The early settlers of the thirteen colonies were well aware of the problem that was developing for the young nation as more and more slaves were kidnapped in Africa and brought to America to supply agricultural labor for the underpopulated colonies. Due to a complex combination of economic need, political indecision, scientific ignorance, and prior custom, no action was taken to rid the country of slaves while there were still few enough of them to return to their homes in Africa. Thomas Jefferson said that America "had a tiger by the ears," meaning that the slaves were dangerous because, like a tiger in captivity, they would turn on the people who captured them if they were ever released. Jefferson concluded, as did most Americans in the eighteenth century, that the only way to control the "tiger" was to keep holding it tightly by the ears, as terrible as that dilemma was for both the slaves and the slave owners. Thus when Jefferson wrote in the Declaration of Independence in 1776 that "all men are created equal," he did not include the African slaves.

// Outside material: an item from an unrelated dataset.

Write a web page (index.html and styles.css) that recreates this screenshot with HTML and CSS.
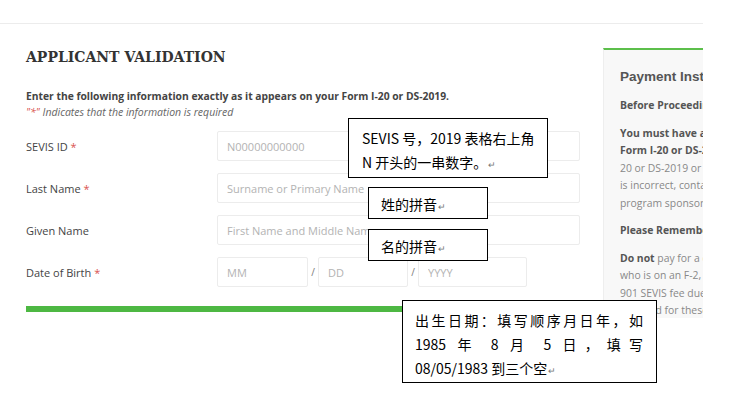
FILE: index.html
```html
<!DOCTYPE html>
<html lang="en">
<head>
    <meta charset="UTF-8">
    <title>Applicant Validation</title>
    <link rel="stylesheet" href="styles.css">
</head>
<body>
    <div class="topbar"></div>
    <div class="page">
        <div class="main">
            <h1>APPLICANT VALIDATION</h1>
            <p class="intro">Enter the following information exactly as it appears on your Form I-20 or DS-2019.</p>
            <p class="note"><span class="req">"*"</span> Indicates that the information is required</p>

            <div class="row">
                <label>SEVIS ID <span class="req">*</span></label>
                <input type="text" class="field" placeholder="N00000000000">
            </div>
            <div class="row">
                <label>Last Name <span class="req">*</span></label>
                <input type="text" class="field" placeholder="Surname or Primary Name">
            </div>
            <div class="row">
                <label>Given Name</label>
                <input type="text" class="field" placeholder="First Name and Middle Name">
            </div>
            <div class="row">
                <label>Date of Birth <span class="req">*</span></label>
                <div class="dob">
                    <input type="text" class="field mm" placeholder="MM">
                    <span class="slash">/</span>
                    <input type="text" class="field dd" placeholder="DD">
                    <span class="slash">/</span>
                    <input type="text" class="field yyyy" placeholder="YYYY">
                </div>
            </div>
            <div class="progress"></div>
        </div>

        <div class="sidebar">
            <h2>Payment Instructions</h2>
            <p class="line"><b>Before Proceeding</b></p>
            <p class="para">
                <span class="line"><b>You must have a valid</b></span>
                <span class="line"><b>Form I-20 or DS-2019.</b> If your I-</span>
                <span class="line">20 or DS-2019 or information</span>
                <span class="line">is incorrect, contact your school or</span>
                <span class="line">program sponsor.</span>
            </p>
            <p class="line"><b>Please Remember</b></p>
            <p class="para">
                <span class="line"><b>Do not</b> pay for a dependent</span>
                <span class="line">who is on an F-2, M-2 or J-2 visa.</span>
                <span class="line">901 SEVIS fee due is not required</span>
                <span class="line">required for these dependents.</span>
            </p>
        </div>
    </div>

    <!-- word text boxes pasted on top of the screenshot -->
    <div class="note-box box-sevis" lang="zh-CN">
        <span class="ln just">SEVIS 号，2019 表格右上角</span>
        <span class="ln">N 开头的一串数字。<span class="ret">↵</span></span>
    </div>
    <div class="note-box box-last" lang="zh-CN">
        <span class="ln">姓的拼音<span class="ret">↵</span></span>
    </div>
    <div class="note-box box-given" lang="zh-CN">
        <span class="ln">名的拼音<span class="ret">↵</span></span>
    </div>
    <div class="note-box box-dob" lang="zh-CN">
        <span class="ln just">出生日期：填写顺序月日年，如</span>
        <span class="ln just">1985 年 8 月 5 日，填写</span>
        <span class="ln">08/05/1983 到三个空<span class="ret">↵</span></span>
    </div>
</body>
</html>
```

FILE: styles.css
```css
body {
    margin: 0;
    min-height: 413px;
    font-family: "Open Sans", "Liberation Sans", sans-serif;
    color: #444;
    background: #fff;
    position: relative;
}

.topbar {
    width: 703px;
    height: 23px;
    border-bottom: 1px solid #ececec;
}

.page {
    width: 703px;
    display: flex;
    align-items: flex-start;
    overflow: hidden;
}

.main {
    flex-shrink: 0;
    width: 577px;
    padding-left: 26px;
}

h1 {
    margin: 24px 0 0;
    font-family: "DejaVu Serif", "Liberation Serif", serif;
    font-size: 14px;
    line-height: 19px;
    font-weight: bold;
    color: #333;
}

.intro {
    margin: 21px 0 0;
    font-size: 10.3px;
    line-height: 16px;
    font-weight: bold;
    color: #444;
}

.note {
    margin: 0;
    font-size: 10.5px;
    line-height: 16px;
    font-style: italic;
    color: #666;
}

.req {
    color: #d9534f;
}

.row {
    display: flex;
    align-items: center;
    margin-top: 12px;
}

.note + .row {
    margin-top: 11px;
}

.row label {
    width: 191px;
    font-size: 11px;
    color: #444;
}

.field {
    box-sizing: border-box;
    width: 363px;
    height: 30px;
    padding: 0 9px;
    border: 1px solid #ececec;
    border-radius: 2px;
    font-family: "Open Sans", sans-serif;
    font-size: 11px;
    color: #444;
    background: #fff;
}

.field::placeholder {
    color: #b3b3b3;
}

.dob {
    display: flex;
    align-items: center;
}

.dob .mm {
    width: 91px;
}

.dob .dd {
    width: 90px;
}

.dob .yyyy {
    width: 109px;
}

.slash {
    width: 10px;
    text-align: center;
    font-size: 10px;
    color: #777;
}

.progress {
    width: 554px;
    height: 6px;
    margin-top: 19px;
    background: #4db843;
}

.sidebar {
    flex-shrink: 0;
    box-sizing: border-box;
    width: 240px;
    height: 270px;
    margin-top: 24px;
    padding: 18px 0 0 16px;
    border-top: 2px solid #5cbf4b;
    border-left: 1px solid #eeeeee;
    background: #f8f8f8;
    white-space: nowrap;
    font-size: 10.4px;
    line-height: 17.5px;
    color: #888;
}

.sidebar h2 {
    margin: 0 0 12px;
    font-family: "Liberation Sans", Arial, sans-serif;
    font-size: 13.5px;
    line-height: 17px;
    color: #555;
}

.sidebar b {
    color: #555;
}

.sidebar p {
    margin: 0 0 10px;
}

.sidebar .line {
    display: block;
}

.note-box {
    position: absolute;
    box-sizing: border-box;
    border: 1px solid #000;
    background: #fff;
    font-family: "Noto Sans CJK SC", sans-serif;
    font-size: 14px;
    line-height: 24px;
    color: #000;
}

.note-box .ln {
    display: block;
    white-space: nowrap;
}

.note-box .just {
    text-align: justify;
    text-align-last: justify;
}

.ret {
    font-size: 9px;
    color: #777;
    margin-left: 1px;
}

.box-sevis {
    left: 348px;
    top: 118px;
    width: 200px;
    height: 60px;
    padding: 7px 13px 0;
}

.box-last {
    left: 368px;
    top: 187px;
    width: 120px;
    height: 32px;
    padding: 4px 12px 0;
}

.box-given {
    left: 368px;
    top: 229px;
    width: 120px;
    height: 32px;
    padding: 4px 12px 0;
}

.box-dob {
    left: 402px;
    top: 300px;
    width: 255px;
    height: 83px;
    padding: 7px 13px 0 12px;
}
```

Jefferson did, however, lay the problem of slavery at the feet of George III, saying in his first draft of the Declaration that King George "has waged cruel war against human nature itself, violating its most sacred rights of life and liberty in the persons of a distant people who never offended him, captivating and carrying them into slavery in another hemisphere, or to incur miserable death in their transportation thither." Jefferson was forced to delete this passage from the final version of the Declaration, however, because of the fierce disagreement it caused between delegates from slaveholding colonies in the South and delegates from colonies that had already outlawed slavery in the North. The argument between the northern and southern colonies threatened to precipitate secession and civil war just at the time when the thirteen colonies needed to be united in order to fight for independence against England. In effect, the Founding Fathers decided to leave the problem of slavery and civil war to their descendants. They believed that they were justified in doing this because freedom from the tyranny of England outweighed internal issues. They believed that when America was a nation in its own right it would have the peace and freedom to solve all of its domestic problems. What the Founding Fathers did not anticipate, however, was that the slave trade would become the source of economic security for an entire region, making it very difficult to abolish without bankrupting that region and seriously compromising the stability of the nation.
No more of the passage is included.